There were other decent officers, but by that time staff right across Strangeways were dem
otivated, sick of being dicked about. I won’t knock them. By and large, screws are ordinary people. Think of the nicest wedding reception you’ve been to and look around: everyone over eighteen and under sixty-eight is a potential prison officer – your favourite auntie, funny uncle, scrawny cousin and bolshie niece. But now there was a growing unwillingness to get involved. You got no thanks for putting yourself in the line of fire. People were dawdling on incidents, and I could see them praying that storms would blow out with no repercussions. It was in their eyes: Please, please, please.
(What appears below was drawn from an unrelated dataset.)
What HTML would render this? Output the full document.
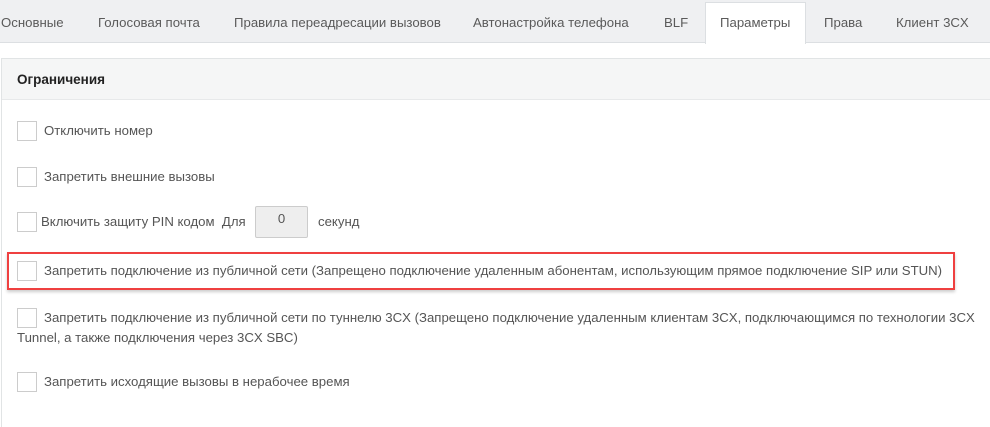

Under this new regime the admin was all over the place too. On A Wing we had a big turnover of prisoners – a hundred a week – because it’s the induction wing. When they came on you’d have to give them a bedding pack: two cotton sheets and a couple of woollen yellow blankets in winter – the sort your grandma might crochet. (Nowadays every inmate can have bedding brought in from home, which is cheaper for the jail and another way to keep them settled and in line.) They were also due two clean towels a week – though they’re not much bigger than flannels, for big lads about enough to dry one leg.
Whether through disorganization or lack of funding, from the start it was obvious we were going to struggle. I begged and borrowed – didn’t steal – from other wings and it still wasn’t enough. Understandably, the prisoners got pissed off. And this was the induction wing, which is supposed to have everything. I despaired.
I had one lad on remand, so by rights he could have as many visitors as he wanted. The computer, though, said he’d been sentenced, which stuffed him up completely. I phoned admin every day for two weeks and spoke to the same lass to try and get something done. It would have taken the click of a mouse. After I’d badgered her for a fortnight, an office manager accused me of harassment. I had to take it all the way to the governor before it got altered. But for me all this was the least of my troubles.